#### What to do:
Everything in the listing except the pictures should be written out exactly.

#### Data section:
= = = = =
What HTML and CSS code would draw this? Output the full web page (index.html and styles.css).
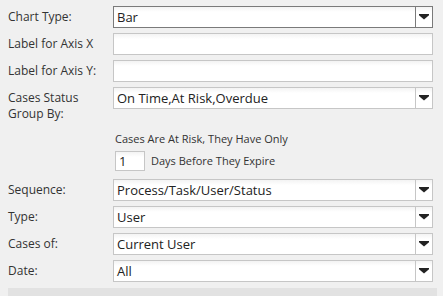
FILE: index.html
```
<!DOCTYPE html>
<html lang="en">
<head>
<meta charset="UTF-8" />
<title>Chart Settings</title>
<link rel="stylesheet" href="styles.css">
</head>
<body>
  <div class="form">
    <div class="row">
      <label class="lbl">Chart Type:</label>
      <div class="select active"><span class="val">Bar</span><span class="arrow"><svg width="10" height="6" viewBox="0 0 10 6"><path d="M0 0H10V1.2L5 5.6L0 1.2Z"/></svg></span></div>
    </div>
    <div class="row">
      <label class="lbl">Label for Axis X</label>
      <div class="field"></div>
    </div>
    <div class="row">
      <label class="lbl">Label for Axis Y:</label>
      <div class="field"></div>
    </div>
    <div class="row tall">
      <label class="lbl">Cases Status Group By:</label>
      <div class="select"><span class="val">On Time,At Risk,Overdue</span><span class="arrow"><svg width="10" height="6" viewBox="0 0 10 6"><path d="M0 0H10V1.2L5 5.6L0 1.2Z"/></svg></span></div>
    </div>
    <div class="risk">
      <div class="note">Cases Are At Risk, They Have Only</div>
      <div class="days">
        <div class="num">1</div>
        <span class="note">Days Before They Expire</span>
      </div>
    </div>
    <div class="row">
      <label class="lbl">Sequence:</label>
      <div class="select"><span class="val">Process/Task/User/Status</span><span class="arrow"><svg width="10" height="6" viewBox="0 0 10 6"><path d="M0 0H10V1.2L5 5.6L0 1.2Z"/></svg></span></div>
    </div>
    <div class="row">
      <label class="lbl">Type:</label>
      <div class="select"><span class="val">User</span><span class="arrow"><svg width="10" height="6" viewBox="0 0 10 6"><path d="M0 0H10V1.2L5 5.6L0 1.2Z"/></svg></span></div>
    </div>
    <div class="row">
      <label class="lbl">Cases of:</label>
      <div class="select"><span class="val">Current User</span><span class="arrow"><svg width="10" height="6" viewBox="0 0 10 6"><path d="M0 0H10V1.2L5 5.6L0 1.2Z"/></svg></span></div>
    </div>
    <div class="row">
      <label class="lbl">Date:</label>
      <div class="select"><span class="val">All</span><span class="arrow"><svg width="10" height="6" viewBox="0 0 10 6"><path d="M0 0H10V1.2L5 5.6L0 1.2Z"/></svg></span></div>
    </div>
  </div>
  <div class="bar"></div>
</body>
</html>
```

FILE: styles.css
```
body {
  margin: 0;
  padding: 6px 0 0 8px;
  background: #f0f0f0;
  font-family: 'Open Sans', sans-serif;
  color: #333;
  overflow: hidden;
}
.form {
  display: flex;
  flex-direction: column;
  gap: 5px;
}
.row {
  display: grid;
  grid-template-columns: 105px 320px;
  align-items: start;
}
.lbl {
  font-size: 12px;
  line-height: 16px;
  padding-top: 3px;
}
.row.tall .lbl {
  width: 90px;
}
.field, .select, .num {
  box-sizing: border-box;
  height: 22px;
  border: 1px solid #c6c6c6;
  background: linear-gradient(#f3f3f3, #fff 5px);
}
.select {
  display: flex;
  align-items: stretch;
}
.select.active {
  border-color: #7a7a7a;
}
.val {
  flex: 1;
  font-size: 13px;
  line-height: 20px;
  padding-left: 3px;
  color: #222;
}
.arrow {
  width: 16px;
  border-left: 1px solid #c6c6c6;
  display: flex;
  align-items: center;
  justify-content: center;
}
.select.active .arrow {
  border-left-color: #7a7a7a;
}
.arrow svg {
  fill: #222;
}
.risk {
  margin: 4px 0 3px 107px;
  display: flex;
  flex-direction: column;
  gap: 4px;
}
.note {
  font-size: 11px;
  line-height: 16px;
}
.days {
  display: flex;
  align-items: center;
  gap: 6px;
}
.num {
  width: 30px;
  height: 20px;
  font-size: 13px;
  line-height: 18px;
  padding-left: 3px;
  color: #222;
}
.bar {
  margin-top: 6px;
  width: 429px;
  height: 10px;
  background: #e2e2e2;
}
```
= = = = =
#### Task solution:
What HTML and CSS code would draw this? Output the full web page (index.html and styles.css).
FILE: index.html
```
<!DOCTYPE html>
<html lang="en">
<head>
<meta charset="UTF-8" />
<title>Chart Settings</title>
<link rel="stylesheet" href="styles.css">
</head>
<body>
  <div class="form">
    <div class="row">
      <label class="lbl">Chart Type:</label>
      <div class="select active"><span class="val">Bar</span><span class="arrow"><svg width="10" height="6" viewBox="0 0 10 6"><path d="M0 0H10V1.2L5 5.6L0 1.2Z"/></svg></span></div>
    </div>
    <div class="row">
      <label class="lbl">Label for Axis X</label>
      <div class="field"></div>
    </div>
    <div class="row">
      <label class="lbl">Label for Axis Y:</label>
      <div class="field"></div>
    </div>
    <div class="row tall">
      <label class="lbl">Cases Status Group By:</label>
      <div class="select"><span class="val">On Time,At Risk,Overdue</span><span class="arrow"><svg width="10" height="6" viewBox="0 0 10 6"><path d="M0 0H10V1.2L5 5.6L0 1.2Z"/></svg></span></div>
    </div>
    <div class="risk">
      <div class="note">Cases Are At Risk, They Have Only</div>
      <div class="days">
        <div class="num">1</div>
        <span class="note">Days Before They Expire</span>
      </div>
    </div>
    <div class="row">
      <label class="lbl">Sequence:</label>
      <div class="select"><span class="val">Process/Task/User/Status</span><span class="arrow"><svg width="10" height="6" viewBox="0 0 10 6"><path d="M0 0H10V1.2L5 5.6L0 1.2Z"/></svg></span></div>
    </div>
    <div class="row">
      <label class="lbl">Type:</label>
      <div class="select"><span class="val">User</span><span class="arrow"><svg width="10" height="6" viewBox="0 0 10 6"><path d="M0 0H10V1.2L5 5.6L0 1.2Z"/></svg></span></div>
    </div>
    <div class="row">
      <label class="lbl">Cases of:</label>
      <div class="select"><span class="val">Current User</span><span class="arrow"><svg width="10" height="6" viewBox="0 0 10 6"><path d="M0 0H10V1.2L5 5.6L0 1.2Z"/></svg></span></div>
    </div>
    <div class="row">
      <label class="lbl">Date:</label>
      <div class="select"><span class="val">All</span><span class="arrow"><svg width="10" height="6" viewBox="0 0 10 6"><path d="M0 0H10V1.2L5 5.6L0 1.2Z"/></svg></span></div>
    </div>
  </div>
  <div class="bar"></div>
</body>
</html>
```

FILE: styles.css
```
body {
  margin: 0;
  padding: 6px 0 0 8px;
  background: #f0f0f0;
  font-family: 'Open Sans', sans-serif;
  color: #333;
  overflow: hidden;
}
.form {
  display: flex;
  flex-direction: column;
  gap: 5px;
}
.row {
  display: grid;
  grid-template-columns: 105px 320px;
  align-items: start;
}
.lbl {
  font-size: 12px;
  line-height: 16px;
  padding-top: 3px;
}
.row.tall .lbl {
  width: 90px;
}
.field, .select, .num {
  box-sizing: border-box;
  height: 22px;
  border: 1px solid #c6c6c6;
  background: linear-gradient(#f3f3f3, #fff 5px);
}
.select {
  display: flex;
  align-items: stretch;
}
.select.active {
  border-color: #7a7a7a;
}
.val {
  flex: 1;
  font-size: 13px;
  line-height: 20px;
  padding-left: 3px;
  color: #222;
}
.arrow {
  width: 16px;
  border-left: 1px solid #c6c6c6;
  display: flex;
  align-items: center;
  justify-content: center;
}
.select.active .arrow {
  border-left-color: #7a7a7a;
}
.arrow svg {
  fill: #222;
}
.risk {
  margin: 4px 0 3px 107px;
  display: flex;
  flex-direction: column;
  gap: 4px;
}
.note {
  font-size: 11px;
  line-height: 16px;
}
.days {
  display: flex;
  align-items: center;
  gap: 6px;
}
.num {
  width: 30px;
  height: 20px;
  font-size: 13px;
  line-height: 18px;
  padding-left: 3px;
  color: #222;
}
.bar {
  margin-top: 6px;
  width: 429px;
  height: 10px;
  background: #e2e2e2;
}
```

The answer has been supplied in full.